What's in a Name? EPA Proposes to Call Sewage Sludge "Compost"
Juliet said to Romeo, "What's in a name? That which we call a rose by any other name would smell as sweet." When Juliet spoke to Romeo in Capulet's orchard, she had nary a thought about sewage sludge. You might think that her suggestion, that a thing is what it is, not what it is called, would have the Environmental Protection Agency crying "O Happy Dagger" and plunging a knife into its heart; but alas, this is not post-medieval Verona but Orwellian Washington where the EPA would have us think that sewage sludge is compost.
The Environmental Protection Agency (EPA) is proposing that the government's definition of compost include sewage sludge. The rule change is couched in a December 10, 2003 Federal Register notice about proposed revisions to the Comprehensive Procurement Guidelines (CPG). It would consolidate all compost designations under one item called "compost made from recovered organic materials." The result would be a fooled public and further degradation health and the environment.
The EPA's preferred method of disposal of sewage sludge in the United States is land application. To get the public to accept this has required a concerted effort from government and the sludge-industry to make the public think that sludge is "organic," "nutrient-rich," and otherwise "beneficial." Calling sludge "compost" is the agency's latest trick. The proposal here to "compost" sludge is based on the dependable presence of human feces in sludge. Human feces do indeed consist largely of organic matter. But sludge consists only partly of human feces.

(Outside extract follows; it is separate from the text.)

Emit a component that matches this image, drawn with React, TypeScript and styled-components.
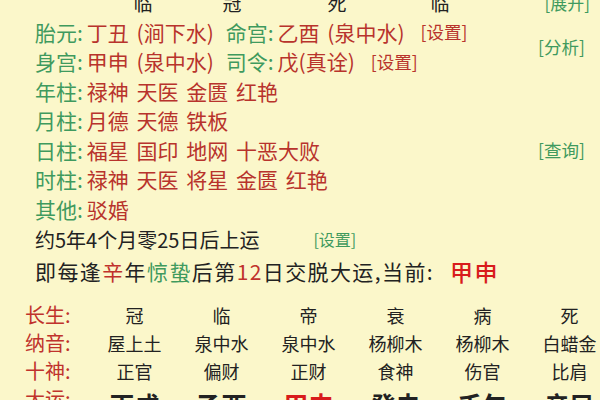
import { Fragment } from 'react';
import styled, { createGlobalStyle } from 'styled-components';

const GlobalStyle = createGlobalStyle`
  html, body {
    margin: 0;
    padding: 0;
    background: #fbf7ca;
  }
  body {
    font-family: "Noto Sans CJK SC", "Noto Sans", sans-serif;
  }
`;

const Page = styled.div`
  width: 600px;
  height: 400px;
  overflow: hidden;
  background: #fbf7ca;
  color: #222;
`;

const TopRow = styled.div`
  display: grid;
  grid-template-columns: 103px 80px 98px 112px 94px 1fr;
  height: 17px;
  font-size: 19px;
  line-height: 24px;
  overflow: hidden;
  white-space: nowrap;
  & > span {
    text-align: center;
    margin-top: -9px;
  }
`;

const TopAction = styled.span`
  color: #3f9a5e;
  font-size: 17px;
  text-align: right !important;
  padding-right: 10px;
`;

const Block = styled.div`
  padding-left: 35px;
  display: flex;
  flex-direction: column;
`;

const Row = styled.div`
  display: flex;
  align-items: center;
  height: 29.5px;
  font-size: 21px;
  white-space: nowrap;
`;

const Split = styled.div`
  display: flex;
  align-items: center;
`;

const Rows = styled.div`
  flex: 1;
  display: flex;
  flex-direction: column;
`;

const Label = styled.span<{ $gap?: boolean }>`
  color: #3f9a5e;
  margin-right: 4px;
  margin-left: ${({ $gap }) => ($gap ? '12px' : '0')};
`;

const Value = styled.span`
  color: #b8332c;
  word-spacing: 3px;
`;

const Setting = styled.span`
  color: #b8332c;
  font-size: 17.5px;
  margin-left: 16px;
`;

const Side = styled.span`
  color: #3f9a5e;
  font-size: 17.5px;
  width: 62px;
  flex: none;
`;

const Plain = styled.div<{ $wide?: boolean }>`
  display: flex;
  align-items: center;
  height: ${({ $wide }) => ($wide ? '32px' : '31px')};
  font-size: ${({ $wide }) => ($wide ? '21px' : '20px')};
  letter-spacing: ${({ $wide }) => ($wide ? '1.4px' : '0')};
  color: #222;
  white-space: nowrap;
`;

const Small = styled.span`
  color: #3f9a5e;
  font-size: 16px;
  margin-left: 54px;
`;

const Hi = styled.span<{ $c: string }>`
  color: ${({ $c }) => $c};
`;

const Current = styled.span`
  color: #d81c1c;
  font-size: 23px;
  font-weight: 500;
  margin-left: 16px;
`;

const Table = styled.div`
  margin-top: 14px;
  display: grid;
  grid-template-columns: 66px repeat(6, 87px);
  grid-auto-rows: 28px;
  padding-left: 25px;
  white-space: nowrap;
`;

const TLabel = styled.div`
  color: #c0322c;
  font-size: 20px;
  line-height: 28px;
`;

const Cell = styled.div<{ $big?: boolean; $red?: boolean }>`
  text-align: center;
  line-height: ${({ $big }) => ($big ? '38px' : '28px')};
  font-size: ${({ $big }) => ($big ? '25px' : '18px')};
  font-weight: ${({ $big }) => ($big ? 700 : 400)};
  color: ${({ $red }) => ($red ? '#d81c1c' : '#222')};
`;

const tableRows: { label: string; cells: string[]; big?: boolean }[] = [
  { label: '长生:', cells: ['冠', '临', '帝', '衰', '病', '死'] },
  { label: '纳音:', cells: ['屋上土', '泉中水', '泉中水', '杨柳木', '杨柳木', '白蜡金'] },
  { label: '十神:', cells: ['正官', '偏财', '正财', '食神', '伤官', '比肩'] },
  { label: '大运:', cells: ['丙戌', '乙酉', '甲申', '癸未', '壬午', '辛巳'], big: true },
];

export default function App() {
  return (
    <Page>
      <GlobalStyle />
      <TopRow>
        <span />
        <span>临</span>
        <span>冠</span>
        <span>死</span>
        <span>临</span>
        <TopAction>[展开]</TopAction>
      </TopRow>
      <Block>
        <Split>
          <Rows>
            <Row>
              <Label>胎元:</Label>
              <Value>丁丑 (涧下水)</Value>
              <Label $gap>命宫:</Label>
              <Value>乙酉 (泉中水)</Value>
              <Setting>[设置]</Setting>
            </Row>
            <Row>
              <Label>身宫:</Label>
              <Value>甲申 (泉中水)</Value>
              <Label $gap>司令:</Label>
              <Value>戊(真诠)</Value>
              <Setting>[设置]</Setting>
            </Row>
          </Rows>
          <Side>[分析]</Side>
        </Split>
        <Row>
          <Label>年柱:</Label>
          <Value>禄神 天医 金匮 红艳</Value>
        </Row>
        <Row>
          <Label>月柱:</Label>
          <Value>月德 天德 铁板</Value>
        </Row>
        <Split>
          <Rows>
            <Row>
              <Label>日柱:</Label>
              <Value>福星 国印 地网 十恶大败</Value>
            </Row>
          </Rows>
          <Side>[查询]</Side>
        </Split>
        <Row>
          <Label>时柱:</Label>
          <Value>禄神 天医 将星 金匮 红艳</Value>
        </Row>
        <Row>
          <Label>其他:</Label>
          <Value>驳婚</Value>
        </Row>
        <Plain>
          约5年4个月零25日后上运
          <Small>[设置]</Small>
        </Plain>
        <Plain $wide>
          即每逢<Hi $c="#c0322c">辛</Hi>年<Hi $c="#3f9a5e">惊蛰</Hi>后第<Hi $c="#c0322c">12</Hi>日交脱大运,当前:
          <Current>甲申</Current>
        </Plain>
      </Block>
      <Table>
        {tableRows.map((r) => (
          <Fragment key={r.label}>
            <TLabel>{r.label}</TLabel>
            {r.cells.map((c, i) => (
              <Cell key={r.label + i} $big={r.big} $red={r.big && c === '甲申'}>
                {c}
              </Cell>
            ))}
          </Fragment>
        ))}
      </Table>
    </Page>
  );
}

It is the purpose of wastewater treatment to extract from sewage-and to concentrate in sludge-all the pollutants in wastewater. The intended product of wastewater treatment is clean water. Sludge is the inevitable byproduct that, by definition and intention, consists of every waste material a given wastewater treatment plant is capable of removing, or is incidentally removed, from the sewage in the process of treating the wastewater. This means that, besides human urine and feces, tens of thousands of chemicals-organic and inorganic, teratogenic and carcinogenic, toxic and estrogen mimicking-will be present in the sludge.

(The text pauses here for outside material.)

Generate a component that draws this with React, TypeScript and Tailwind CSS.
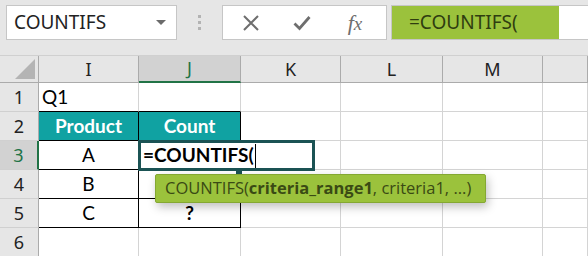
import React from 'react'

const COLS = ['I', 'J', 'K', 'L', 'M', '']
const COL_W = ['w-[100px]', 'w-[102px]', 'w-[100px]', 'w-[102px]', 'w-[100px]', 'w-[45px]']

// cell content keyed by row, col index
const CELLS: Record<number, Record<number, string>> = {
  1: { 0: 'Q1' },
  2: { 0: 'Product', 1: 'Count' },
  3: { 0: 'A' },
  4: { 0: 'B' },
  5: { 0: 'C', 1: '?' },
}

const inTable = (r: number, c: number) => c <= 1 && r >= 2 && r <= 5

function Cell({ r, c }: { r: number; c: number }) {
  const text = CELLS[r]?.[c]
  const table = inTable(r, c)
  const bottomBlack = c <= 1 && r >= 1 && r <= 5
  const isHead = r === 2 && table
  return (
    <div
      className={[
        COL_W[c],
        'h-[29px] shrink-0 flex items-center border-r border-b',
        table ? 'border-r-black' : 'border-r-[#d4d4d4]',
        bottomBlack ? 'border-b-black' : 'border-b-[#d4d4d4]',
        isHead ? 'bg-[#10a2a2] text-white font-bold justify-center' : 'bg-white text-black',
        table && !isHead ? 'justify-center' : '',
        r === 5 && c === 1 ? 'font-bold' : '',
        r === 1 ? 'pl-[3px]' : '',
      ].join(' ')}
    >
      {text}
    </div>
  )
}

export default function App() {
  return (
    <div className="relative w-[588px] h-[256px] overflow-hidden bg-[#e6e6e6] font-['Lato',sans-serif]">
      {/* formula bar */}
      <div className="h-[55px] flex items-start pt-[5px]">
        <div className="ml-[6px] w-[171px] h-[35px] bg-white border border-[#c6c6c6] flex items-center justify-between pl-[7px] pr-[10px]">
          <span className="font-['Noto_Sans',sans-serif] text-[19px] text-[#222]">COUNTIFS</span>
          <span className="w-0 h-0 border-l-[5px] border-r-[5px] border-t-[5px] border-l-transparent border-r-transparent border-t-[#6b6b6b]" />
        </div>
        <div className="w-[45px] h-[35px] flex flex-col items-center justify-center gap-[3px]">
          <span className="w-[3px] h-[3px] bg-[#b3b3b3]" />
          <span className="w-[3px] h-[3px] bg-[#b3b3b3]" />
          <span className="w-[3px] h-[3px] bg-[#b3b3b3]" />
        </div>
        <div className="w-[165px] h-[35px] bg-white border border-[#c6c6c6] flex items-center">
          <div className="w-[56px] flex justify-center">
            <svg width="18" height="18" viewBox="0 0 18 18">
              <path d="M2 2 L16 16 M16 2 L2 16" stroke="#6e6e6e" strokeWidth="2" />
            </svg>
          </div>
          <div className="w-[46px] flex justify-center">
            <svg width="18" height="16" viewBox="0 0 18 16">
              <path d="M1.5 8.5 L6.5 13.5 L16.5 2" stroke="#6e6e6e" strokeWidth="2.8" fill="none" />
            </svg>
          </div>
          <div className="w-[60px] flex justify-center">
            <span className="font-['Liberation_Serif',serif] italic text-[22px] text-[#6e6e6e] leading-none">
              f<span className="text-[19px]">x</span>
            </span>
          </div>
        </div>
        <div className="ml-[4px] flex-1 h-[35px] bg-white border border-[#c6c6c6] border-r-0 flex">
          <div className="w-[167px] h-full bg-[#9bc23c] flex items-center pl-[17px] font-['Noto_Sans',sans-serif] text-[19px] text-[#2f3d10]">
            =COUNTIFS(
          </div>
        </div>
      </div>

      {/* column headers */}
      <div className="flex h-[28px] border-t border-[#d0d0d0]">
        <div className="w-[39px] shrink-0 border-r border-b border-[#ababab] relative">
          <svg className="absolute right-[3px] bottom-[3px]" width="20" height="20" viewBox="0 0 20 20">
            <polygon points="20,0 20,20 0,20" fill="#b4b4b4" />
          </svg>
        </div>
        {COLS.map((c, i) => (
          <div
            key={i}
            className={[
              COL_W[i],
              'shrink-0 flex items-center justify-center font-["Noto_Sans",sans-serif] text-[18px] border-r',
              i === 1
                ? 'bg-[#d2d2d2] text-[#217346] border-b-[2px] border-b-[#217346] border-r-[#ababab]'
                : 'text-[#222] border-b border-b-[#ababab] border-r-[#ababab]',
            ].join(' ')}
          >
            {c}
          </div>
        ))}
      </div>

      {/* rows */}
      {[1, 2, 3, 4, 5, 6].map(r => (
        <div key={r} className="flex text-[19px]">
          <div
            className={[
              'w-[39px] h-[29px] shrink-0 flex items-center justify-center font-["Noto_Sans",sans-serif] text-[18px] border-b border-b-[#d0d0d0]',
              r === 3
                ? 'bg-[#d2d2d2] text-[#217346] border-r-[2px] border-r-[#217346]'
                : 'bg-[#e6e6e6] text-[#222] border-r border-r-[#ababab]',
            ].join(' ')}
          >
            {r}
          </div>
          {COLS.map((_, c) => (
            <Cell key={c} r={r} c={c} />
          ))}
        </div>
      ))}

      {/* active cell in edit mode */}
      <div className="absolute left-[138px] top-[140px] w-[177px] h-[31px] border-[3px] border-[#1b5354] bg-white flex items-center pl-[2px] text-[19px] font-bold text-black">
        =COUNTIFS(
        <span className="ml-[1px] w-px h-[24px] bg-black" />
      </div>
      <div className="absolute left-[236px] top-[169px] w-[6px] h-[6px] bg-[#1b5354]" />

      {/* tooltip */}
      <div className="absolute left-[155px] top-[174px] w-[331px] h-[29px] rounded-[2px] bg-[#9bc23c] border border-[#84a832] shadow-[2px_4px_10px_rgba(0,0,0,0.25)] flex items-center pl-[9px] font-['Open_Sans',sans-serif] text-[16.5px] text-[#3a4a14] whitespace-nowrap">
        COUNTIFS(<span className="font-bold">criteria_range1</span>, criteria1, ...)
      </div>
    </div>
  )
}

The idea, therefore, of "treating" sludge so that it can become "compost," a "soil amendment," a "fertilizer"-is disingenuous. Once mixed together, the potential value of each and all of the materials concentrated in the sludge is lost. No "treatment" of sludge can "purify" the human excrement: once mixed with poisons, it too becomes a poison.
The problems deriving from sewage are indeed massive. Sewers give sewage. Treatment gives sludge. What to do? How to get rid of the sludge? The solution proposed here is only linguistic laundering: call sludge "biosolids", call "biosolids" compost, and, through the "Comprehensive Procurement Guideline V for Procurement of Products Containing Recovered Materials," legally oblige federal, state, and local entities, and contractors working for same to preferentially purchase sludge aka "biosolids" aka "compost" when purchasing "recovered materials." To put in bags of neat looking pellets to sell as "compost" to unwary gardeners. That will get rid of a lot of it, and it will take a long time for people to come to understand what happened to them.
At the end of Romeo & Juliet, the Prince says, "A glooming peace this morning with it brings; the sun, for sorrow, will not show his head: go hence, to have more talk of these sad things; some shall be pardon'd, and some punished: for never was a story of more woe than this of Juliet and her Romeo." The Prince, like Juliet, had never heard of sewage sludge. It too is a sad story and one with no pardon for EPA's deceits.